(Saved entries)
☆ ☆ ☆

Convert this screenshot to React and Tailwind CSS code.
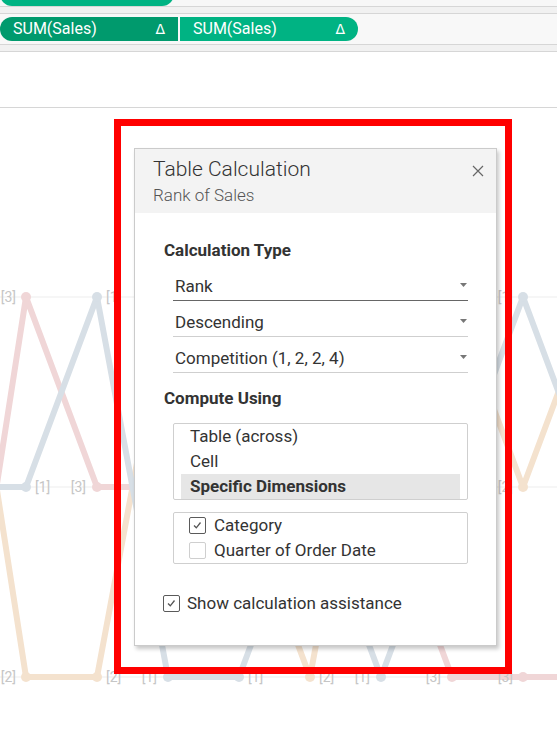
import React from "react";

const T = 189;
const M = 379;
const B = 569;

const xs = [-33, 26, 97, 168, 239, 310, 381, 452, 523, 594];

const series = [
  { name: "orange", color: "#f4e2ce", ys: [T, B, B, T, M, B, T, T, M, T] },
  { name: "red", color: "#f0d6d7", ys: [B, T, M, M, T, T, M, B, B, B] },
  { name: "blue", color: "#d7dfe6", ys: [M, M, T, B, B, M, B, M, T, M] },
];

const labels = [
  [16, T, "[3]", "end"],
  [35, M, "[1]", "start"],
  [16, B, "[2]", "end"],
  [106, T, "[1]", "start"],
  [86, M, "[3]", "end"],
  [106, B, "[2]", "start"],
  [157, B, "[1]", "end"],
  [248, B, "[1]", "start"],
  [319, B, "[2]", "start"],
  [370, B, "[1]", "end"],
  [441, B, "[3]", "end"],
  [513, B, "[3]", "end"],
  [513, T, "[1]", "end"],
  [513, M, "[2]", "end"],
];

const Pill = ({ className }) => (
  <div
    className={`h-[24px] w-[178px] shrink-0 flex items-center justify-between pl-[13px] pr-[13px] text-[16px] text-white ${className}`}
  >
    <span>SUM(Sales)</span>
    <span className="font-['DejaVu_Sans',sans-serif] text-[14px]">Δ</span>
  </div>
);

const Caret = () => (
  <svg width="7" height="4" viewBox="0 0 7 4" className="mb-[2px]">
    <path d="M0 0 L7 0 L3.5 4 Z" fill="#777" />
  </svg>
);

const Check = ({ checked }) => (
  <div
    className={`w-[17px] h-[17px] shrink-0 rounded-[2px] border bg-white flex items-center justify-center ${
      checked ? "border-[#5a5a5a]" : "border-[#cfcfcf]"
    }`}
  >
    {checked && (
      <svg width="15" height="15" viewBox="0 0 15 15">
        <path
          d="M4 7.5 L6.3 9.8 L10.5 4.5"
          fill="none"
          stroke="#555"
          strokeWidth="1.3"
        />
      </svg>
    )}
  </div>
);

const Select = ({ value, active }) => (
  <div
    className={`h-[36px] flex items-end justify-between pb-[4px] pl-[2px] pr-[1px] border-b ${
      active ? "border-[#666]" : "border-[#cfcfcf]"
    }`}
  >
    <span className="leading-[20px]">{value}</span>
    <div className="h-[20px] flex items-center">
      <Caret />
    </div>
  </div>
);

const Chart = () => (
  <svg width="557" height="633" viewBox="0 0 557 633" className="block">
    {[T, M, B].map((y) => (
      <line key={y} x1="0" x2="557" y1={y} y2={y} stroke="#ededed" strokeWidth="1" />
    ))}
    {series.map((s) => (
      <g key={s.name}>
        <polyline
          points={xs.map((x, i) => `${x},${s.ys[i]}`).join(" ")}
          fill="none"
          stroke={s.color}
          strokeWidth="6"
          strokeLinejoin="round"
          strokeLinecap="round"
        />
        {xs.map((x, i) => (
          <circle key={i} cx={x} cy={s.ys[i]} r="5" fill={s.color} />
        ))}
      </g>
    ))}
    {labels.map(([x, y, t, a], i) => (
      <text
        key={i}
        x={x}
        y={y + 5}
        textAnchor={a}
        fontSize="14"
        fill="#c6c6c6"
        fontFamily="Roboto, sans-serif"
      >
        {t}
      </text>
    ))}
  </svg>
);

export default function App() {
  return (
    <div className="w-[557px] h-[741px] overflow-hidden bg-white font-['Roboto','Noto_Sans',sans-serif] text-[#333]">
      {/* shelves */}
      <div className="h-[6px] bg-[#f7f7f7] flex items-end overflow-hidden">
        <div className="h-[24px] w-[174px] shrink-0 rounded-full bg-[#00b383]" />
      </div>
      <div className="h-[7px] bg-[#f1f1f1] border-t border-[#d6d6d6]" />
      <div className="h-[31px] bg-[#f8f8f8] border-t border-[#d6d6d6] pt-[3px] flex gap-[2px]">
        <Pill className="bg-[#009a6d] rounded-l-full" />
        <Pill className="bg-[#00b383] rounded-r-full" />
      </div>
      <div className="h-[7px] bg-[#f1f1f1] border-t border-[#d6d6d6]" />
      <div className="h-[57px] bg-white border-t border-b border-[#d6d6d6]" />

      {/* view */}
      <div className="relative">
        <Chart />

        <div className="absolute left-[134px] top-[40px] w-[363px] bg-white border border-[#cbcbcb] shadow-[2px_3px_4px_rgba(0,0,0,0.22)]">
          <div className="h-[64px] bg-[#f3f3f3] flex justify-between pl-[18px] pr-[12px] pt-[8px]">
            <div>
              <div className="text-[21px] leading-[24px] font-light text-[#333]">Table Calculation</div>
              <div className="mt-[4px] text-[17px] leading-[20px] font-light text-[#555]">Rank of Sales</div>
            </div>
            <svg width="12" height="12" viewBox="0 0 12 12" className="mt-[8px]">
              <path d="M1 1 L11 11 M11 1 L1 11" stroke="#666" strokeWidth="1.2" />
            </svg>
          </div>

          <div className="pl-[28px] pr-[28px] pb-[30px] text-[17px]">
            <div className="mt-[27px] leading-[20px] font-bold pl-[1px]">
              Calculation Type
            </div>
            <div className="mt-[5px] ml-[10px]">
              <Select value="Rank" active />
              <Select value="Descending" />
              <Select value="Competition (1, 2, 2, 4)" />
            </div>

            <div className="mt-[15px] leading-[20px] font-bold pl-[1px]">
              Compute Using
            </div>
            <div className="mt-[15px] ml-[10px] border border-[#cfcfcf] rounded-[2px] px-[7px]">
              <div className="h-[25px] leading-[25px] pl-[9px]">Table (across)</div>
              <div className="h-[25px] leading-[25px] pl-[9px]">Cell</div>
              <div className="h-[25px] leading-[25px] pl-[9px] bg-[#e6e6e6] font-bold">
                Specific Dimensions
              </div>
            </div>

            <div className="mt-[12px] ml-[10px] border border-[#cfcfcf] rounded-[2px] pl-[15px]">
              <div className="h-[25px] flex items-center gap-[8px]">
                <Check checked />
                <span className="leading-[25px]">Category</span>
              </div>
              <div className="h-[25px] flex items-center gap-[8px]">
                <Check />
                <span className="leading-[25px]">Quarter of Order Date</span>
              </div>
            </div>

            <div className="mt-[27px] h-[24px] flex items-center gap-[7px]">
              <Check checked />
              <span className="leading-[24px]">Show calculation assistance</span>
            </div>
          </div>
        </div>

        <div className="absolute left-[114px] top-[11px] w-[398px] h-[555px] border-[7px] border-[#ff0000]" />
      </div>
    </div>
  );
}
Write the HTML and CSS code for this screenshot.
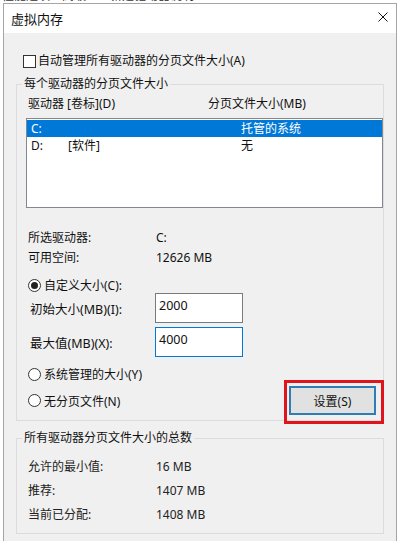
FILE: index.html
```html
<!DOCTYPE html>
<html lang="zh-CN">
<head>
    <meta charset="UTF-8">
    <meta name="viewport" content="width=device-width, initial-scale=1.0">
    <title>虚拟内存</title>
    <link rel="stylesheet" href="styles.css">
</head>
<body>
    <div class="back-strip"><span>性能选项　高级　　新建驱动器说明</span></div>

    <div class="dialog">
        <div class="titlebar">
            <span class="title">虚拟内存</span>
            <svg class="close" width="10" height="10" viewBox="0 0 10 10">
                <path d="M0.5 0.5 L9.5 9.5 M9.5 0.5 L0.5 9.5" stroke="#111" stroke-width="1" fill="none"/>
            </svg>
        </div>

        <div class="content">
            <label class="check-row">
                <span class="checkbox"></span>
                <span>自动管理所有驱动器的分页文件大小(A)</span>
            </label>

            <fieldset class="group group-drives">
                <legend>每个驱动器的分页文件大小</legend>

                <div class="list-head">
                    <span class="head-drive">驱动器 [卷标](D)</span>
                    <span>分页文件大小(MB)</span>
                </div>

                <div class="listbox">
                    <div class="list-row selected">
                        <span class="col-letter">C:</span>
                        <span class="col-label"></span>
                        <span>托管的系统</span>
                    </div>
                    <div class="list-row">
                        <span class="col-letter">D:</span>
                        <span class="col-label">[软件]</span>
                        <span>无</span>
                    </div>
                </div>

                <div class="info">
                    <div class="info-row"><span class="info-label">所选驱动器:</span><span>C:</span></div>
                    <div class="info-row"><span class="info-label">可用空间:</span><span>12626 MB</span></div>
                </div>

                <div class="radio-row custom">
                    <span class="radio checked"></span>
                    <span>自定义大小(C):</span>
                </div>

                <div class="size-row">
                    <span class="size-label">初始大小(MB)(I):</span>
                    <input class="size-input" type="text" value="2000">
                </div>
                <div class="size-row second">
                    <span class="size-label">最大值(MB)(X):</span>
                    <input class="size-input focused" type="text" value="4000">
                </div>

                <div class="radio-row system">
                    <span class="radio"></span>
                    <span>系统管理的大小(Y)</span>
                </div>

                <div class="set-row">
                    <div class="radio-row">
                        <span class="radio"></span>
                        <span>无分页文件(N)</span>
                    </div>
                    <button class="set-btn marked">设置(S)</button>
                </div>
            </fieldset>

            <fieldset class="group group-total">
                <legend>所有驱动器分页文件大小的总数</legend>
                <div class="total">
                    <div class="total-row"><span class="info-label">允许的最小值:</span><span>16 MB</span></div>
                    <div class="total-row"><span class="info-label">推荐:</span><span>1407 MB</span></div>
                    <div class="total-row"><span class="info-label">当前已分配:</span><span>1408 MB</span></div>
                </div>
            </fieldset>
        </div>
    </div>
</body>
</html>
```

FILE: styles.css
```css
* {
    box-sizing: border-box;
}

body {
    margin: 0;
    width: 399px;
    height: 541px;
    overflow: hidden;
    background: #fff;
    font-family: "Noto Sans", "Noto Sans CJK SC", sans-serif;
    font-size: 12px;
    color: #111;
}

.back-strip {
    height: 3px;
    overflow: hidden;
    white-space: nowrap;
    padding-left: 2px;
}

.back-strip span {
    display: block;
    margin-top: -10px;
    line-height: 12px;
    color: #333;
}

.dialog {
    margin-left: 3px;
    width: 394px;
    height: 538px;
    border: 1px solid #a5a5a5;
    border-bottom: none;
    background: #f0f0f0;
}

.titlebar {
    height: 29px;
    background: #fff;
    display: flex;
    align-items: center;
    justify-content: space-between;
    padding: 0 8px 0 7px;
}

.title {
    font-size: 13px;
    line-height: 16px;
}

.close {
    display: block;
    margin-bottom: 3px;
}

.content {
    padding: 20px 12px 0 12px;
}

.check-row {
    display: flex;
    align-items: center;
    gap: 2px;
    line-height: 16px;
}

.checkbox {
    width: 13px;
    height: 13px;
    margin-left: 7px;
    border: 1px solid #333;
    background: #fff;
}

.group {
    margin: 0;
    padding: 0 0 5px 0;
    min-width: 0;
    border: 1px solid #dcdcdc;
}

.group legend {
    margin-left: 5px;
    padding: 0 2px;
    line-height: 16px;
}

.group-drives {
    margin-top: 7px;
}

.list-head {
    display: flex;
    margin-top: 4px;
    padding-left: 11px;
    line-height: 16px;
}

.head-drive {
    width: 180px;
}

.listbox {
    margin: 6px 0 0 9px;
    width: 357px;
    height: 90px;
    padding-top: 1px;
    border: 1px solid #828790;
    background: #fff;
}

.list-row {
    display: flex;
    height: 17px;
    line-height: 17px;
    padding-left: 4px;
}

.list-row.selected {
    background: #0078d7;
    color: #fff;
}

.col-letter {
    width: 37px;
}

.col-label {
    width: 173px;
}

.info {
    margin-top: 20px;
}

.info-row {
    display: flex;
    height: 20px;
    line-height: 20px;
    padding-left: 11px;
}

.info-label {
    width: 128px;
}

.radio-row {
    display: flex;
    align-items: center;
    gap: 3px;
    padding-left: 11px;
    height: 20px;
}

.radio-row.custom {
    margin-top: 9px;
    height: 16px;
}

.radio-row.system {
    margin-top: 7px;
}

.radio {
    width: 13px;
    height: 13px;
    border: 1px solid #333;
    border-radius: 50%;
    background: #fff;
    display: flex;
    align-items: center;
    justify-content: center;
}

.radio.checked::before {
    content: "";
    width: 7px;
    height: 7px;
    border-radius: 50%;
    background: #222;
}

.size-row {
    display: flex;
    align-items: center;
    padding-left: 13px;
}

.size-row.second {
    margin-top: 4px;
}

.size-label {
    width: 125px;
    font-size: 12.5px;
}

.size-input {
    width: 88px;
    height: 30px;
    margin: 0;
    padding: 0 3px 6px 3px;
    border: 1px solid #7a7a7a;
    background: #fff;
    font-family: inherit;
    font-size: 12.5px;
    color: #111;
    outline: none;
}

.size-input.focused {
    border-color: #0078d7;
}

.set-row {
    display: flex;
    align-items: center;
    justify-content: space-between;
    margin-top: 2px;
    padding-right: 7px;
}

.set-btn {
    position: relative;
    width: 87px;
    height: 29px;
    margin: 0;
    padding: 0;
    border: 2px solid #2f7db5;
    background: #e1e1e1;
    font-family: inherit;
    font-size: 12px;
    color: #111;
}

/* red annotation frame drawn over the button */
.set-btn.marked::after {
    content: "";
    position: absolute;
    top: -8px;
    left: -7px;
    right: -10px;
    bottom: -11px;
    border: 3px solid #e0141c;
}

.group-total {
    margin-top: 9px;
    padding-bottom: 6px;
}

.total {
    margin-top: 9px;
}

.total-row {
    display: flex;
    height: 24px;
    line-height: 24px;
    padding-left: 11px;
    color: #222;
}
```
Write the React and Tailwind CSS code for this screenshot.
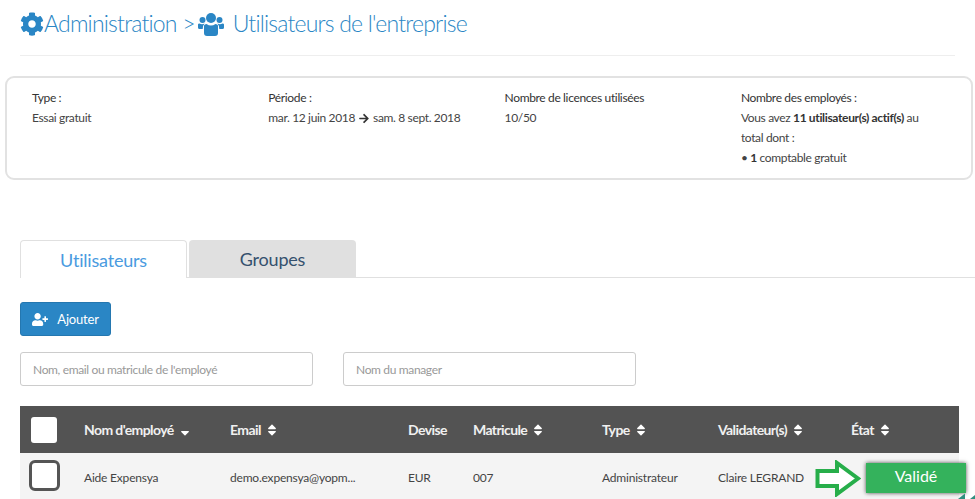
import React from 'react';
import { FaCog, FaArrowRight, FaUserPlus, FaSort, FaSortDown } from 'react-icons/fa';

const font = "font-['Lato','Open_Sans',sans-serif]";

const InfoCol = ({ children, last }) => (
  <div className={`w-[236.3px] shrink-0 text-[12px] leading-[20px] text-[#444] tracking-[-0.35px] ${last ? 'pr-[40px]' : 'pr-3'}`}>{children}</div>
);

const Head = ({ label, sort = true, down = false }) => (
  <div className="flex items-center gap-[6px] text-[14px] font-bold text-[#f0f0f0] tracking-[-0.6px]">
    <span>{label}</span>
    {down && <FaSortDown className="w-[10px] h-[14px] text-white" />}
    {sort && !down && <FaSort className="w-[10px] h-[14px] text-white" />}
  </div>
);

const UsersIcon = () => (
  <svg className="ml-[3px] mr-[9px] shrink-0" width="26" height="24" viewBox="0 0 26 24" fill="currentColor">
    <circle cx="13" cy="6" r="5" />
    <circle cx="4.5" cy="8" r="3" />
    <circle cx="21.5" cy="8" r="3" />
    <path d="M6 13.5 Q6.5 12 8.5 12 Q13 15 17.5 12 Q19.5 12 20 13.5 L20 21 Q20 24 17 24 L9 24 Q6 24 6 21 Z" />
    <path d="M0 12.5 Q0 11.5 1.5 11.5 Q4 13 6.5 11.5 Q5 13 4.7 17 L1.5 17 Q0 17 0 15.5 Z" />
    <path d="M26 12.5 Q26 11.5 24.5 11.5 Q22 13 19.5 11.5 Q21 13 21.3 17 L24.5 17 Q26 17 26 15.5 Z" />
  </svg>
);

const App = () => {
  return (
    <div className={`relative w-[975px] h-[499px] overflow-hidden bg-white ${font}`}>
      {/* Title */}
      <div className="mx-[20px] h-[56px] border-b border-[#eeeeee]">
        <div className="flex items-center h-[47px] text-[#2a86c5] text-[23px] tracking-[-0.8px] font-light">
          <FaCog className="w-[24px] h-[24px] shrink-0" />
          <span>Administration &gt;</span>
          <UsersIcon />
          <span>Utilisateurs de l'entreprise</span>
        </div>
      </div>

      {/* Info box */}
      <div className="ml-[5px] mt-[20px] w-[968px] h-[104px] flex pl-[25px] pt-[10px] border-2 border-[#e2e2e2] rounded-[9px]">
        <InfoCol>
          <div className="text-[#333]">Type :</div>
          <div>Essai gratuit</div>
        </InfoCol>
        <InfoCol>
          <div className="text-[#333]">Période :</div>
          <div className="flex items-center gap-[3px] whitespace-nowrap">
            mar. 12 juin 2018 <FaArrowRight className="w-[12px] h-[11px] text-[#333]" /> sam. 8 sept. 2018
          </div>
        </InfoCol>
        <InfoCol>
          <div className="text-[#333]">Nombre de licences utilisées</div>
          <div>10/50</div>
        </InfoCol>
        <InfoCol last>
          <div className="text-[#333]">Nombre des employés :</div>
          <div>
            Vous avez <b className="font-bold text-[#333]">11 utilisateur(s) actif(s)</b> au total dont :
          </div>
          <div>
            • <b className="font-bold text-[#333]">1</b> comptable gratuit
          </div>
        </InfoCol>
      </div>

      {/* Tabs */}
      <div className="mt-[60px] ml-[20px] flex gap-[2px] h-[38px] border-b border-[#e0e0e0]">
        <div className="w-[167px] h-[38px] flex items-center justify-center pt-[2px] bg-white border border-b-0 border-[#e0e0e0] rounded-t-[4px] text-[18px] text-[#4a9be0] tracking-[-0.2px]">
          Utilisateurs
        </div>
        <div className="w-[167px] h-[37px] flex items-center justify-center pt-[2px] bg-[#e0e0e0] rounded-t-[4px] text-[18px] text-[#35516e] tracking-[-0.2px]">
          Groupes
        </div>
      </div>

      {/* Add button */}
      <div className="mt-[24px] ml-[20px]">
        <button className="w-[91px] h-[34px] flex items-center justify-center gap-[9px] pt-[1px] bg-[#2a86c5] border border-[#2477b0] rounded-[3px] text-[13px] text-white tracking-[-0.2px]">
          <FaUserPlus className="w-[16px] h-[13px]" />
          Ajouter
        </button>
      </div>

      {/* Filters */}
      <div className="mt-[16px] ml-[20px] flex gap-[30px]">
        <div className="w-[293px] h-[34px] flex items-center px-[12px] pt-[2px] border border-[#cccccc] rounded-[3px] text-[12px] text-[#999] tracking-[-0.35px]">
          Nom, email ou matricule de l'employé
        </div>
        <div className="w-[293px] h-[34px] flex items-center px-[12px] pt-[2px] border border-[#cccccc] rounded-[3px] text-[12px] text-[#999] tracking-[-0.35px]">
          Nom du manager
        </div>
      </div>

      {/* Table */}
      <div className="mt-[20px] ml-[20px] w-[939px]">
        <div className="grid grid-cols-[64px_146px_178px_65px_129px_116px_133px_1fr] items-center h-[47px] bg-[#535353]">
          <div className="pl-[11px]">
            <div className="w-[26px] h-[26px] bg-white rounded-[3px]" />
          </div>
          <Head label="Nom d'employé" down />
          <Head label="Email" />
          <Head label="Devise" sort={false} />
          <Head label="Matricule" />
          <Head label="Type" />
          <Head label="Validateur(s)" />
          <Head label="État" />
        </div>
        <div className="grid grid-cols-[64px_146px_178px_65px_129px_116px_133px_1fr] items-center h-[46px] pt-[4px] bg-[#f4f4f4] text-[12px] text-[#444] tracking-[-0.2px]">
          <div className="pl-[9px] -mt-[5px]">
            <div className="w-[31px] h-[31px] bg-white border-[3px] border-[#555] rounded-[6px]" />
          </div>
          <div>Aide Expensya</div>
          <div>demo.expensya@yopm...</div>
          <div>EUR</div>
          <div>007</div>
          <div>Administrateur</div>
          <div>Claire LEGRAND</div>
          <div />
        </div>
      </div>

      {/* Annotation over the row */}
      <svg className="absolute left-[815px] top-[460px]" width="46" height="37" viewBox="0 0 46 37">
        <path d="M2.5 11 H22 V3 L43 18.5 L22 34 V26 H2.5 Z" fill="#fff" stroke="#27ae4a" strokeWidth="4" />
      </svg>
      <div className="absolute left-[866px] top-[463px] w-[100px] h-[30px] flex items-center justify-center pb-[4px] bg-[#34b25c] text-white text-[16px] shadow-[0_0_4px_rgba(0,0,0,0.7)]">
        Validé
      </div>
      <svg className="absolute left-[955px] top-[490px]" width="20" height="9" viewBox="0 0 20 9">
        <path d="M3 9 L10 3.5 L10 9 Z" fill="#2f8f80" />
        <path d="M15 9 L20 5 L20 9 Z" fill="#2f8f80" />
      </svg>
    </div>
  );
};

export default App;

☆ ☆ ☆

**Task prompt:** Every line from the top of the entries through the line that holds "452, 523, 594];" is to be quoted exactly, please, and nothing else; omit the pictures.

**Result of this task:**
Convert this screenshot to React and Tailwind CSS code.
import React from "react";

const T = 189;
const M = 379;
const B = 569;

const xs = [-33, 26, 97, 168, 239, 310, 381, 452, 523, 594];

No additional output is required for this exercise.